Es wurde bestimmt, daß das Grundstück als Halbhufe (kleinerer Bauernhof) der Dorfschaft angegliedert werden solle, jedoch ohne die Berechtigung des künftigen Besitzers zur Mitnutzung des Moores der Hufner und Halbhufner… Käufer wurde für einige Tausend Mark, außer einer jaehrlich zu erfolgenden Grundmiete von 120 Mark jetziger Währung, der bisherige Besitzer, Cornelius Wehling. Das hübsch gelegene Grundstück ward bald ein beliebter Ausflugsort für Hamburger, und der Wirtschaftsbetrieb kam, wenigstens für die Sommermonate, zu ansehnlichem Umfange. Cornelius Wehling starb in den achtziger Jahren (des 19. Jahrhunderts) im 92. Lebensjahr, nachdem er schon vorher sein Grundstück und die Gastwirtschaft seinem Sohne Cornelius, dem jüngeren, überlassen hatte.
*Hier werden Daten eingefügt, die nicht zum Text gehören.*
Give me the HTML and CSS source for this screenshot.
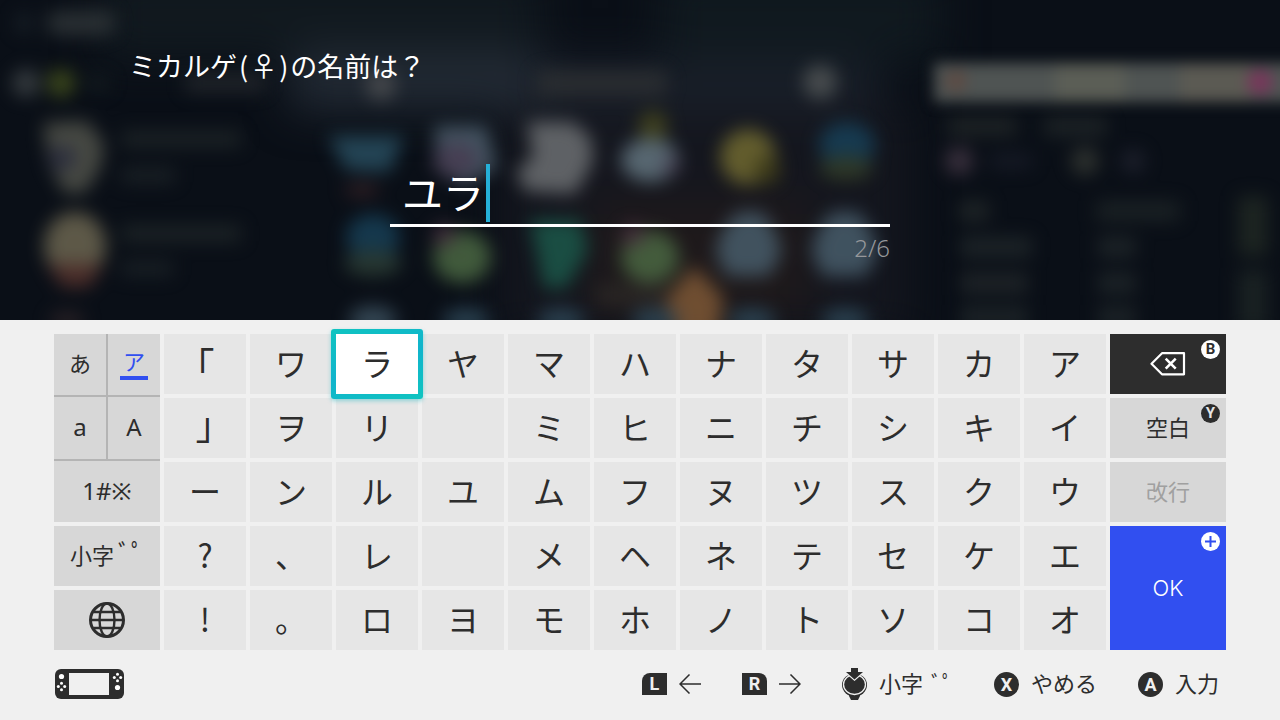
FILE: index.html
```
<!DOCTYPE html>
<html lang="ja">
<head>
<meta charset="utf-8">
<meta name="viewport" content="width=device-width, initial-scale=1">
<title>ミカルゲの名前入力</title>
<link rel="stylesheet" href="styles.css">
</head>
<body>
<main class="screen">
  <section class="prompt">
    <svg class="backdrop" viewBox="0 0 1280 320" preserveAspectRatio="xMidYMin slice" aria-hidden="true">
      <defs>
        <filter id="soft" x="-20%" y="-20%" width="140%" height="140%" color-interpolation-filters="sRGB"><feGaussianBlur stdDeviation="9"/></filter>
        <filter id="bar" x="-20%" y="-100%" width="140%" height="300%" color-interpolation-filters="sRGB"><feGaussianBlur stdDeviation="7"/></filter>
        <filter id="wide" x="-30%" y="-60%" width="160%" height="220%" color-interpolation-filters="sRGB"><feGaussianBlur stdDeviation="22"/></filter>
      </defs>
      <rect width="1280" height="320" fill="#0a0f17"/>
      <g filter="url(#wide)">
        <rect x="100" y="-30" width="440" height="90" fill="#11191f"/>
        <rect x="660" y="-30" width="280" height="90" fill="#10191f"/>
        <rect x="290" y="50" width="250" height="60" fill="#222a34"/>
        <rect x="540" y="60" width="340" height="50" fill="#191f29"/>
        <rect x="500" y="110" width="410" height="230" fill="#14161e"/>
        <rect x="590" y="200" width="220" height="120" fill="#1e191b"/>
      </g>
      <g filter="url(#soft)" opacity=".86">
        <rect x="16" y="14" width="16" height="18" fill="#1a2229"/>
        <rect x="47" y="11" width="68" height="24" rx="8" fill="#2f3538"/>
        <circle cx="26" cy="83" r="14" fill="#3c4245"/>
        <circle cx="61" cy="83" r="14" fill="#43501d"/>
        <rect x="87" y="75" width="22" height="16" fill="#141c20"/>
        <rect x="185" y="74" width="80" height="18" fill="#24282d"/>
        <circle cx="381" cy="85" r="15" fill="#4b4d50"/>
        <rect x="536" y="70" width="132" height="26" rx="8" fill="#2c2f32"/>
        <circle cx="820" cy="82" r="17" fill="#505455"/>

        <path d="M43 123l44-2 17 22-3 24-16 26-21 0-15-29z" fill="#50524a"/>
        <ellipse cx="62" cy="158" rx="13" ry="12" fill="#303244"/>
        <ellipse cx="75" cy="246" rx="31" ry="34" fill="#6b6550"/>
        <path d="M47 264h56l-13 23H62z" fill="#57332d"/>
        <ellipse cx="67" cy="320" rx="18" ry="8" fill="#312629"/>
        <rect x="121" y="131" width="120" height="16" fill="#1f2628"/>
        <rect x="121" y="168" width="54" height="15" fill="#1d2428"/>
        <rect x="121" y="225" width="120" height="17" fill="#1f2628"/>
        <rect x="121" y="261" width="52" height="15" fill="#1c2327"/>

        <path d="M328 136h76l-14 36-44-2z" fill="#284d5f"/>
        <ellipse cx="362" cy="190" rx="18" ry="7" fill="#382327"/>
        <path d="M434 126h52l11 42-33 18-26-15z" fill="#4d5f6d"/>
        <ellipse cx="456" cy="160" rx="23" ry="18" fill="#50475d"/>
        <path d="M527 122h46l18 16 2 24-18 32-50-3-9-20 17-14z" fill="#6b6e71"/>
        <circle cx="653" cy="126" r="15" fill="#45461e"/>
        <ellipse cx="650" cy="160" rx="29" ry="22" fill="#62747e"/>
        <circle cx="671" cy="165" r="9" fill="#534c60"/>
        <circle cx="748" cy="157" r="28" fill="#706930"/>
        <ellipse cx="767" cy="170" rx="13" ry="14" fill="#45421a"/>
        <ellipse cx="847" cy="145" rx="28" ry="23" fill="#174058"/>
        <ellipse cx="846" cy="168" rx="27" ry="12" fill="#333e29"/>

        <ellipse cx="373" cy="237" rx="27" ry="23" fill="#173f56"/>
        <ellipse cx="373" cy="263" rx="29" ry="13" fill="#2c3e36"/>
        <ellipse cx="462" cy="257" rx="29" ry="26" fill="#4a6742"/>
        <circle cx="444" cy="235" r="11" fill="#4b3342"/>
        <path d="M530 220h50l8 30-22 38h-22z" fill="#1b5749"/>
        <ellipse cx="650" cy="257" rx="29" ry="26" fill="#4a6742"/>
        <circle cx="633" cy="235" r="11" fill="#4b3342"/>
        <path d="M738 212h24q18 22 19 42l-12 22h-42l-11-22q1-22 22-42z" fill="#475c6a"/>
        <path d="M832 212h26q18 22 19 42l-12 22h-42l-11-22q1-22 20-42z" fill="#475c6a"/>
        <path d="M694 266l30 32-7 42h-44l-7-42z" fill="#7d5735"/>
        <rect x="596" y="284" width="70" height="22" fill="#2b2725"/>
        <ellipse cx="373" cy="320" rx="24" ry="14" fill="#3b505e"/>
        <ellipse cx="466" cy="320" rx="24" ry="12" fill="#2e4858"/>
        <ellipse cx="561" cy="320" rx="24" ry="12" fill="#2e4858"/>
        <ellipse cx="655" cy="320" rx="24" ry="12" fill="#2e4858"/>
        <ellipse cx="752" cy="320" rx="24" ry="12" fill="#2e4858"/>
        <ellipse cx="845" cy="320" rx="24" ry="12" fill="#2e4858"/>

        <rect x="947" y="117" width="70" height="19" fill="#212627"/>
        <rect x="1044" y="117" width="63" height="19" fill="#202628"/>
        <circle cx="959" cy="161" r="14" fill="#423644"/>
        <rect x="990" y="154" width="42" height="14" fill="#191d29"/>
        <circle cx="1085" cy="161" r="14" fill="#343833"/>
        <circle cx="1133" cy="161" r="12" fill="#20232f"/>
        <rect x="959" y="201" width="30" height="20" fill="#222829"/>
        <rect x="960" y="237" width="72" height="20" fill="#20272a"/>
        <rect x="960" y="273" width="68" height="20" fill="#22272a"/>
        <rect x="960" y="307" width="68" height="20" fill="#20272a"/>
        <rect x="1096" y="201" width="84" height="20" fill="#1d2426"/>
        <rect x="1098" y="237" width="38" height="20" fill="#20272a"/>
        <rect x="1098" y="273" width="38" height="20" fill="#20272a"/>
        <rect x="1098" y="307" width="38" height="20" fill="#20272a"/>
        <rect x="1238" y="196" width="30" height="60" fill="#202823"/>
        <rect x="1238" y="270" width="30" height="60" fill="#1c2424"/>
      </g>
      <g filter="url(#bar)">
        <rect x="934" y="63" width="380" height="39" fill="#4f5453"/>
        <rect x="1055" y="64" width="70" height="37" fill="#5b5e56"/>
        <rect x="1180" y="64" width="70" height="37" fill="#5b5a53"/>
        <circle cx="956" cy="81" r="11" fill="#5c4b44"/>
        <circle cx="1260" cy="82" r="13" fill="#75385a"/>
      </g>
    </svg>
    <label class="title" for="nickname">ミカルゲ<span class="paren">(</span>♀<span class="paren">)</span>の名前は？</label>
    <div class="field">
      <div class="entry"><input class="entry-text" id="nickname" type="text" maxlength="6" value="ユラ" autocomplete="off"><span class="caret"></span></div>
      <div class="count">2/6</div>
    </div>
  </section>

  <section class="keyboard" aria-label="キーボード">
    <div class="side">
      <div class="modes">
        <button class="mode" type="button">あ</button>
        <button class="mode mode-on" type="button" aria-pressed="true"><span class="mode-mark">ア</span></button>
        <button class="mode mode-latin" type="button">a</button>
        <button class="mode mode-latin" type="button">A</button>
        <button class="mode mode-latin mode-wide" type="button">1#※</button>
      </div>
      <button class="key key-side" type="button"><span>小字<span class="marks">ﾞﾟ</span></span></button>
      <button class="key key-icon" type="button" aria-label="言語">
        <svg width="36" height="36" viewBox="0 0 36 36" fill="none" stroke="#2d2d2d" stroke-width="2.4"><circle cx="18" cy="18" r="16.5" stroke-width="3"/><ellipse cx="18" cy="18" rx="7.5" ry="16.5"/><path d="M1.500 18h33M4.500 10h27M4.500 26h27"/></svg>
      </button>
    </div>

    <div class="kana">
      <button class="key key-bracket" type="button">｢</button><button class="key" type="button">ワ</button><button class="key key-focus" type="button">ラ</button><button class="key" type="button">ヤ</button><button class="key" type="button">マ</button><button class="key" type="button">ハ</button><button class="key" type="button">ナ</button><button class="key" type="button">タ</button><button class="key" type="button">サ</button><button class="key" type="button">カ</button><button class="key" type="button">ア</button>
      <button class="key key-bracket key-close" type="button">｣</button><button class="key" type="button">ヲ</button><button class="key" type="button">リ</button><button class="key" type="button" disabled aria-label="空き"></button><button class="key" type="button">ミ</button><button class="key" type="button">ヒ</button><button class="key" type="button">ニ</button><button class="key" type="button">チ</button><button class="key" type="button">シ</button><button class="key" type="button">キ</button><button class="key" type="button">イ</button>
      <button class="key" type="button">ー</button><button class="key" type="button">ン</button><button class="key" type="button">ル</button><button class="key" type="button">ユ</button><button class="key" type="button">ム</button><button class="key" type="button">フ</button><button class="key" type="button">ヌ</button><button class="key" type="button">ツ</button><button class="key" type="button">ス</button><button class="key" type="button">ク</button><button class="key" type="button">ウ</button>
      <button class="key" type="button">?</button><button class="key" type="button">、</button><button class="key" type="button">レ</button><button class="key" type="button" disabled aria-label="空き"></button><button class="key" type="button">メ</button><button class="key" type="button">ヘ</button><button class="key" type="button">ネ</button><button class="key" type="button">テ</button><button class="key" type="button">セ</button><button class="key" type="button">ケ</button><button class="key" type="button">エ</button>
      <button class="key" type="button">!</button><button class="key" type="button">。</button><button class="key" type="button">ロ</button><button class="key" type="button">ヨ</button><button class="key" type="button">モ</button><button class="key" type="button">ホ</button><button class="key" type="button">ノ</button><button class="key" type="button">ト</button><button class="key" type="button">ソ</button><button class="key" type="button">コ</button><button class="key" type="button">オ</button>
    </div>

    <div class="actions">
      <button class="key key-icon key-dark" type="button" aria-label="削除">
        <svg width="36" height="24" viewBox="0 0 36 24" fill="none" stroke="#fff" stroke-width="2.200"><path d="M12 1.200h22v21.100H12L1.500 11.700z" stroke-linejoin="round"/><path d="M15.700 6.700l10 10M25.700 6.700l-10 10" stroke-width="2.600"/></svg>
        <span class="badge badge-light">B</span>
      </button>
      <button class="key key-side" type="button">空白<span class="badge">Y</span></button>
      <button class="key key-side key-off" type="button" disabled>改行</button>
      <button class="key key-ok" type="button">OK
        <span class="badge badge-light"><svg width="11" height="11" viewBox="0 0 11 11" stroke="#314ff0" stroke-width="2"><path d="M5.500 0v11M0 5.500h11"/></svg></span>
      </button>
    </div>
  </section>

  <footer class="footer">
    <svg class="console" width="70" height="30" viewBox="0 0 70 30" aria-label="コントローラー" role="img">
      <rect x="1" width="69" height="30" rx="6" fill="#2d2d2d"/><path d="M15 4h40v22H15z" fill="#f0f0f0"/>
      <g fill="#fff"><circle cx="7.500" cy="7.500" r="2.600"/><circle cx="63.500" cy="18.500" r="2.600"/><circle cx="7.500" cy="14.300" r="1.500"/><circle cx="7.500" cy="20.700" r="1.500"/><circle cx="4.300" cy="17.500" r="1.500"/><circle cx="10.700" cy="17.500" r="1.500"/><circle cx="63.500" cy="5.300" r="1.500"/><circle cx="63.500" cy="11.700" r="1.500"/><circle cx="60.300" cy="8.500" r="1.500"/><circle cx="66.700" cy="8.500" r="1.500"/></g>
    </svg>
    <div class="hints">
      <div class="hint"><span class="shoulder shoulder-l">L</span><svg width="22" height="20" viewBox="0 0 22 20" fill="none" stroke="#2d2d2d" stroke-width="1.500"><path d="M22 10H1M10.500 .5L1 10l9.500 9.500"/></svg></div>
      <div class="hint"><span class="shoulder shoulder-r">R</span><svg width="22" height="20" viewBox="0 0 22 20" fill="none" stroke="#2d2d2d" stroke-width="1.500"><path d="M0 10h21M11.500 .5L21 10l-9.500 9.500"/></svg></div>
      <div class="hint">
        <svg width="25" height="32" viewBox="0 0 25 32"><path d="M2.500 21l4.500 5.500v1.500l2 4h7l2-4v-1.500l4.500-5.500z" fill="#2d2d2d"/><ellipse cx="12.500" cy="17" rx="12.500" ry="11.500" fill="#2d2d2d"/><ellipse cx="12.500" cy="16.600" rx="11" ry="9.900" fill="#2d2d2d" stroke="#f0f0f0" stroke-width="1.300"/><path d="M9 0h7v4h5l-8.500 7.500L4 4h5z" fill="#2d2d2d" stroke="#f0f0f0" stroke-width="2.400" paint-order="stroke"/></svg>
        <span class="hint-text">小字<span class="marks marks-small">ﾞﾟ</span></span>
      </div>
      <button class="hint" type="button"><span class="disc">X</span><span class="hint-text">やめる</span></button>
      <button class="hint" type="button"><span class="disc">A</span><span class="hint-text">入力</span></button>
    </div>
  </footer>
</main>
</body>
</html>
```
FILE: styles.css
```
* {
  box-sizing: border-box;
}

body {
  margin: 0;
  background: #f0f0f0;
  color: #2d2d2d;
  font-family: "Noto Sans CJK JP", sans-serif;
  font-size: 22px;
}

button,
input {
  margin: 0;
  padding: 0;
  border: 0;
  color: inherit;
  font: inherit;
}

svg {
  display: block;
}

.screen {
  min-height: 100vh;
}

/* Name prompt */
.prompt {
  position: relative;
  overflow: hidden;
  padding: 47px 129px 57px;
  background: #0a0f17;
  color: #fff;
}

.backdrop {
  position: absolute;
  inset: 0;
  width: 100%;
  height: 100%;
}

.title {
  position: relative;
  display: block;
  font-size: 27px;
  line-height: 38px;
}

.paren {
  padding: 0 2px;
}

.field {
  position: relative;
  max-width: 500px;
  margin: 79px auto 0;
}

.entry {
  display: flex;
  height: 63px;
  padding: 0 12px 2px;
  border-bottom: 3px solid #fff;
}

.entry-text {
  width: 84px;
  padding-bottom: 4px;
  background: none;
  outline: 0;
  font-size: 41px;
}

.caret {
  width: 4px;
  background: #25b0d8;
}

.count {
  margin-top: 6px;
  color: #96989b;
  font-family: "Noto Sans", sans-serif;
  font-size: 24px;
  font-weight: 300;
  line-height: 30px;
  text-align: right;
}

/* Keyboard */
.keyboard {
  display: grid;
  grid-template-columns: 106fr 942fr 116fr;
  gap: 4px;
  padding: 14px 54px 0;
}

.side,
.actions,
.kana {
  display: grid;
  grid-template-rows: repeat(5, 60px);
  gap: 4px;
}

.kana {
  grid-template-columns: repeat(11, 1fr);
}

.modes {
  grid-row: span 3;
  display: grid;
  grid-template-columns: 1fr 1fr;
  grid-template-rows: 61px 62px 61px;
  gap: 2px;
  background: #b4b4b4;
}

.mode {
  padding-bottom: 6px;
  background: #d7d7d7;
}

.mode-latin {
  padding-bottom: 2px;
  font-family: "Noto Sans", "Noto Sans CJK JP", sans-serif;
  font-size: 24px;
  line-height: 32px;
}

.mode-wide {
  grid-column: span 2;
}

.mode-on {
  color: #314ff0;
}

.mode-mark {
  display: inline-block;
  width: 28px;
  border-bottom: 4px solid #314ff0;
  line-height: 32px;
}

.key {
  position: relative;
  display: flex;
  align-items: center;
  justify-content: center;
  padding-bottom: 5px;
  background: #e6e6e6;
  font-size: 32px;
  line-height: 40px;
}

.key-side {
  background: #d7d7d7;
  font-size: 22px;
}

.key-icon {
  padding-bottom: 0;
  background: #d7d7d7;
}

.key-bracket {
  padding-bottom: 0;
  font-size: 38px;
}

.key-close {
  padding-bottom: 10px;
}

.key-focus {
  z-index: 1;
  margin: -5px;
  border: 5px solid transparent;
  border-radius: 3px;
  background: linear-gradient(#fff, #fff) padding-box, linear-gradient(160deg, #10c4c0, #10b4cc 50%, #10c4c0) border-box;
  box-shadow: 0 2px 4px #10b4c066;
}

.key-dark {
  background: #2d2d2d;
}

.key-off {
  color: #a0a0a0;
}

.key-ok {
  grid-row: span 2;
  padding-bottom: 0;
  background: #314ff0;
  color: #fff;
  font-family: Inter, sans-serif;
  font-size: 22px;
  font-weight: 300;
}

.marks {
  margin-left: 4px;
  font-size: 26px;
  line-height: 22px;
}

.marks-small {
  margin-left: 8px;
  font-size: 22px;
}

.badge {
  position: absolute;
  top: 6px;
  right: 6px;
  display: flex;
  align-items: center;
  justify-content: center;
  width: 19px;
  height: 19px;
  border-radius: 50%;
  background: #2d2d2d;
  color: #e6e6e6;
  font: bold 15px/19px Roboto, sans-serif;
}

.badge-light {
  background: #fff;
  color: #2d2d2d;
}

/* Control hints */
.footer {
  display: flex;
  align-items: center;
  justify-content: space-between;
  height: 68px;
  padding: 0 61px 0 54px;
}

.hints {
  display: flex;
  gap: 41px;
}

.hint {
  display: flex;
  align-items: center;
  gap: 12px;
  background: none;
  line-height: 32px;
}

.hint-text {
  padding-bottom: 4px;
}

.disc,
.shoulder {
  width: 25px;
  height: 25px;
  border-radius: 50%;
  background: #2d2d2d;
  color: #f0f0f0;
  font: bold 18px/25px Roboto, sans-serif;
  text-align: center;
}

.shoulder {
  height: 22px;
  line-height: 22px;
}

.shoulder-l {
  border-radius: 8px 0 0 0;
}

.shoulder-r {
  border-radius: 0 8px 0 0;
}
```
Letzterer, welcher hochbetagt heute noch in Groß Borstel ansässig ist, verkaufte vor mehreren Jahren (am 30.9.1902) seinen Besitz für 265.000 Mark an Alfred Beit. Das Grundstück, insbesondere das Gehölz, blieb seitdem unverändert; der Wirtschaftsbetrieb wurde verpachtet…. Quelle: Staatsarchiv Hamburg, 622-1/108, B 189, J.Fr, Voigt.“ 2)

Heute befindet sich in der ehemaligen Gaststätte „Borsteler Jäger“ eine Kindertagesstätte.